DATA ROWS
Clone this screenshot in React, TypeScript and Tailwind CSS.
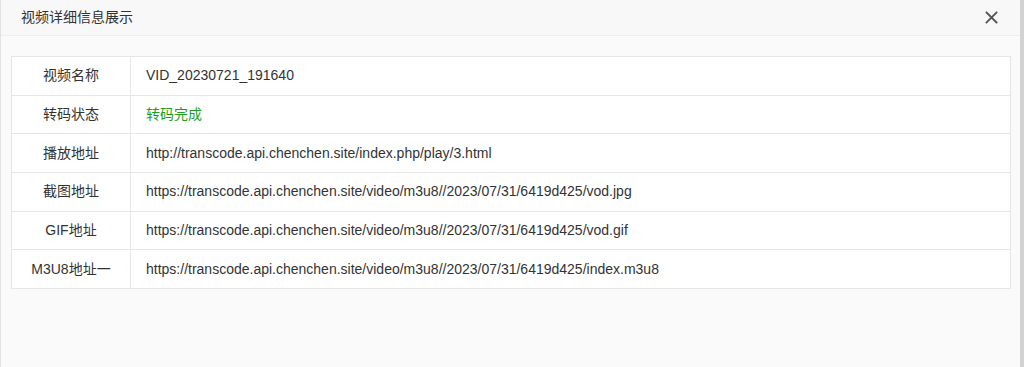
import React from "react";

const rows: { label: string; value: string; green?: boolean }[] = [
  { label: "视频名称", value: "VID_20230721_191640" },
  { label: "转码状态", value: "转码完成", green: true },
  { label: "播放地址", value: "http://transcode.api.chenchen.site/index.php/play/3.html" },
  { label: "截图地址", value: "https://transcode.api.chenchen.site/video/m3u8//2023/07/31/6419d425/vod.jpg" },
  { label: "GIF地址", value: "https://transcode.api.chenchen.site/video/m3u8//2023/07/31/6419d425/vod.gif" },
  { label: "M3U8地址一", value: "https://transcode.api.chenchen.site/video/m3u8//2023/07/31/6419d425/index.m3u8" },
];

export default function App() {
  return (
    <div
      className="flex h-[367px] w-[1024px] overflow-hidden bg-[#fafafa] text-[14px] text-[#333]"
      style={{ fontFamily: '"Liberation Sans", Arial, "Noto Sans CJK SC", sans-serif' }}
    >
      <div className="flex min-w-0 flex-1 flex-col border-l border-[#e2e2e2]">
        <div className="flex h-[36px] shrink-0 items-center justify-between border-b border-[#eeeeee] bg-[#f8f8f8] pl-[20px] pr-[22px]">
          <span className="text-[14px] text-[#333]">视频详细信息展示</span>
          <svg width="13" height="13" viewBox="0 0 13 13" className="text-[#555]">
            <path d="M1.5 1.5 L11.5 11.5 M11.5 1.5 L1.5 11.5" stroke="currentColor" strokeWidth="1.8" strokeLinecap="square" />
          </svg>
        </div>
        <div className="pl-[10px] pt-[20px]">
          <table className="w-[1000px] border-collapse bg-white">
            <tbody>
              {rows.map((r) => (
                <tr key={r.label} className="h-[38.67px]">
                  <td className="w-[119px] border border-[#e6e6e6] p-0 text-center">{r.label}</td>
                  <td className={`border border-[#e6e6e6] px-[15px] py-0 ${r.green ? "text-[#1e9e1e]" : "text-[#333]"}`}>
                    {r.value}
                  </td>
                </tr>
              ))}
            </tbody>
          </table>
        </div>
      </div>
      <div className="w-[4px] shrink-0 bg-[#d2d2d2]" />
    </div>
  );
}
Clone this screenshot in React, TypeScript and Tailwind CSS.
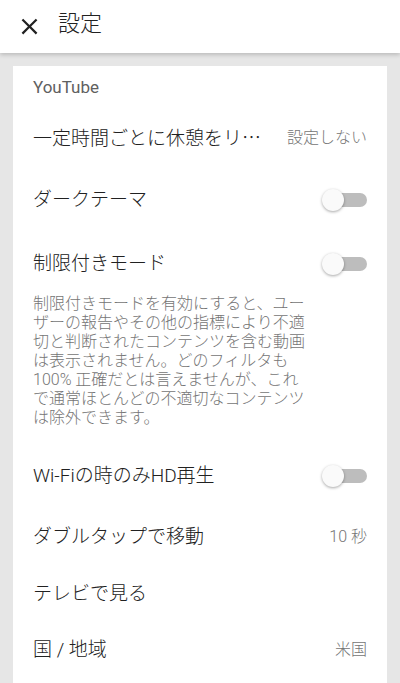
import React from "react";

const font = "font-['Roboto','Noto_Sans_CJK_JP',sans-serif]";

// トグル（オフ状態）
const Toggle = () => (
  <div className="relative w-[45px] h-[24px] shrink-0">
    <div className="absolute right-0 top-[5px] w-[36px] h-[14px] rounded-full bg-[#bdbdbd]" />
    <div className="absolute left-0 top-[1px] w-[22px] h-[22px] rounded-full bg-[#fafafa] shadow-[0_1px_3px_rgba(0,0,0,0.35)]" />
  </div>
);

const Row = ({
  title,
  value,
  toggle,
  h,
}: {
  title: React.ReactNode;
  value?: string;
  toggle?: boolean;
  h: string;
}) => (
  <div className={`flex items-center justify-between ${h}`}>
    <span className="text-[19px] text-[#212121] whitespace-nowrap">{title}</span>
    {value && <span className="text-[16px] text-[#757575] whitespace-nowrap">{value}</span>}
    {toggle && <Toggle />}
  </div>
);

const descLines = [
  "制限付きモードを有効にすると、ユー",
  "ザーの報告やその他の指標により不適",
  "切と判断されたコンテンツを含む動画",
  "は表示されません。どのフィルタも",
  "100% 正確だとは言えませんが、これ",
  "で通常ほとんどの不適切なコンテンツ",
  "は除外できます。",
];

export default function App() {
  return (
    <div className={`w-[400px] h-[683px] overflow-hidden bg-[#e6e6e6] font-light ${font}`}>
      <header className="relative z-10 h-[53px] bg-white flex items-center shadow-[0_2px_4px_rgba(0,0,0,0.18)]">
        <div className="w-[58px] flex justify-center pl-[1px]">
          <svg width="27" height="27" viewBox="0 0 24 24" fill="#212121">
            <path d="M19 6.41L17.59 5 12 10.59 6.41 5 5 6.41 10.59 12 5 17.59 6.41 19 12 13.41 17.59 19 19 17.59 13.41 12z" />
          </svg>
        </div>
        <h1 className="text-[22px] text-[#212121] -mt-[6px]">設定</h1>
      </header>

      <main className="pt-[13px] px-[13px]">
        <section className="bg-white px-[20px] h-[620px]">
          <div className="h-[44px] flex items-center">
            <span className="text-[17px] font-normal text-[#606060]">YouTube</span>
          </div>
          <Row
            h="h-[56px]"
            title={
              <>
                一定時間ごとに休憩をリ
                <span className="font-['Noto_Sans_CJK_JP',sans-serif]">…</span>
              </>
            }
            value="設定しない"
          />
          <Row h="h-[68px]" title="ダークテーマ" toggle />
          <Row h="h-[60px]" title="制限付きモード" toggle />
          <p className="text-[16px] leading-[19px] text-[#757575] mb-[19px]">
            {descLines.map((l) => (
              <span key={l} className="block whitespace-nowrap">
                {l}
              </span>
            ))}
          </p>
          <Row h="h-[60px]" title="Wi-Fiの時のみHD再生" toggle />
          <Row h="h-[62px]" title="ダブルタップで移動" value="10 秒" />
          <Row h="h-[52px]" title="テレビで見る" />
          <Row h="h-[60px]" title="国 / 地域" value="米国" />
        </section>
      </main>
    </div>
  );
}
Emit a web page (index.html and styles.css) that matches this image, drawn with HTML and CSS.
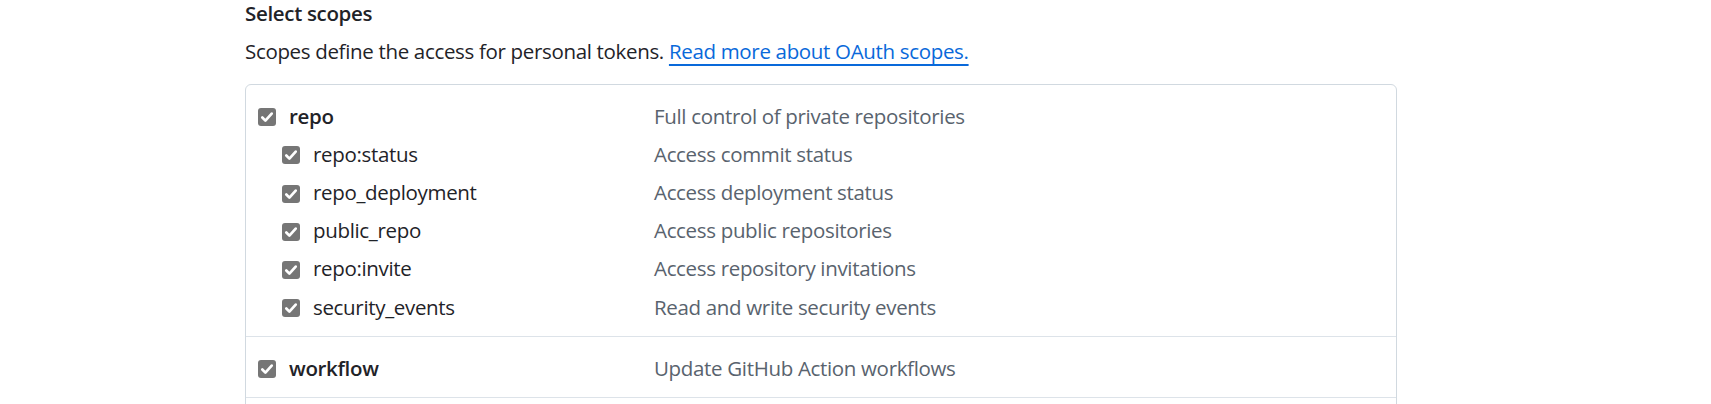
FILE: index.html
```html
<!DOCTYPE html>
<html lang="en">
<head>
<meta charset="utf-8">
<title>Select scopes</title>
<link rel="stylesheet" href="styles.css">
</head>
<body>
<main class="page">
  <section class="scopes">
    <h3 class="scopes-title">Select scopes</h3>
    <p class="scopes-note">Scopes define the access for personal tokens. <a href="#" class="link">Read more about OAuth scopes.</a></p>
    <div class="scope-box">
      <div class="scope-group">
        <div class="scope-row">
          <label class="scope-name parent"><span class="cb"><svg viewBox="0 0 18 18" width="18" height="18"><path d="M4.3 9.5 L7.4 12.6 L13.7 5.6" fill="none" stroke="#fff" stroke-width="2.7" stroke-linecap="round" stroke-linejoin="round"/></svg></span>repo</label>
          <span class="scope-desc">Full control of private repositories</span>
        </div>
        <div class="scope-row">
          <label class="scope-name child"><span class="cb"><svg viewBox="0 0 18 18" width="18" height="18"><path d="M4.3 9.5 L7.4 12.6 L13.7 5.6" fill="none" stroke="#fff" stroke-width="2.7" stroke-linecap="round" stroke-linejoin="round"/></svg></span>repo:status</label>
          <span class="scope-desc">Access commit status</span>
        </div>
        <div class="scope-row">
          <label class="scope-name child"><span class="cb"><svg viewBox="0 0 18 18" width="18" height="18"><path d="M4.3 9.5 L7.4 12.6 L13.7 5.6" fill="none" stroke="#fff" stroke-width="2.7" stroke-linecap="round" stroke-linejoin="round"/></svg></span>repo_deployment</label>
          <span class="scope-desc">Access deployment status</span>
        </div>
        <div class="scope-row">
          <label class="scope-name child"><span class="cb"><svg viewBox="0 0 18 18" width="18" height="18"><path d="M4.3 9.5 L7.4 12.6 L13.7 5.6" fill="none" stroke="#fff" stroke-width="2.7" stroke-linecap="round" stroke-linejoin="round"/></svg></span>public_repo</label>
          <span class="scope-desc">Access public repositories</span>
        </div>
        <div class="scope-row">
          <label class="scope-name child"><span class="cb"><svg viewBox="0 0 18 18" width="18" height="18"><path d="M4.3 9.5 L7.4 12.6 L13.7 5.6" fill="none" stroke="#fff" stroke-width="2.7" stroke-linecap="round" stroke-linejoin="round"/></svg></span>repo:invite</label>
          <span class="scope-desc">Access repository invitations</span>
        </div>
        <div class="scope-row">
          <label class="scope-name child"><span class="cb"><svg viewBox="0 0 18 18" width="18" height="18"><path d="M4.3 9.5 L7.4 12.6 L13.7 5.6" fill="none" stroke="#fff" stroke-width="2.7" stroke-linecap="round" stroke-linejoin="round"/></svg></span>security_events</label>
          <span class="scope-desc">Read and write security events</span>
        </div>
      </div>
      <div class="scope-group">
        <div class="scope-row">
          <label class="scope-name parent"><span class="cb"><svg viewBox="0 0 18 18" width="18" height="18"><path d="M4.3 9.5 L7.4 12.6 L13.7 5.6" fill="none" stroke="#fff" stroke-width="2.7" stroke-linecap="round" stroke-linejoin="round"/></svg></span>workflow</label>
          <span class="scope-desc">Update GitHub Action workflows</span>
        </div>
      </div>
      <div class="scope-group scope-group-more"></div>
    </div>
  </section>
</main>
</body>
</html>
```

FILE: styles.css
```css
* { box-sizing: border-box; }

html, body {
  margin: 0;
  padding: 0;
  background: #ffffff;
}

body {
  font-family: "Open Sans", "Noto Sans", "Liberation Sans", sans-serif;
  font-size: 20.5px;
  letter-spacing: -0.33px;
  color: #1f2328;
}

.page {
  padding-left: 245px;
}

.scopes {
  width: 1152px;
}

.scopes-title {
  margin: 0;
  font-size: 20.5px;
  line-height: 26px;
  font-weight: 600;
}

.scopes-note {
  margin: 10px 0 16px;
  line-height: 31.5px;
}

.link {
  color: #0969da;
  text-decoration: underline;
  text-decoration-thickness: 2px;
  text-underline-offset: 5px;
}

.scope-box {
  border: 1px solid #d1d9e0;
  border-radius: 6px;
  overflow: hidden;
}

.scope-group {
  padding: 12px 0 10px;
}

.scope-group + .scope-group {
  border-top: 1px solid #dde3e9;
}

.scope-group-more {
  height: 40px;
}

.scope-row {
  display: grid;
  grid-template-columns: 396px 1fr;
  padding-left: 12px;
  line-height: 38.2px;
}

.scope-name {
  display: flex;
  align-items: center;
  gap: 13px;
}

.scope-name.parent {
  font-weight: 600;
}

.scope-name.child {
  padding-left: 24px;
}

.cb {
  flex: none;
  width: 18px;
  height: 18px;
  margin-top: 3px;
  border-radius: 3px;
  background: #767676;
  display: flex;
}

.scope-desc {
  color: #59636e;
}
```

AIM
Filter out all lines lacking the word "page" and copy the rest.

THE SOLUTION
Emit a web page (index.html and styles.css) that matches this image, drawn with HTML and CSS.
<main class="page">
.page {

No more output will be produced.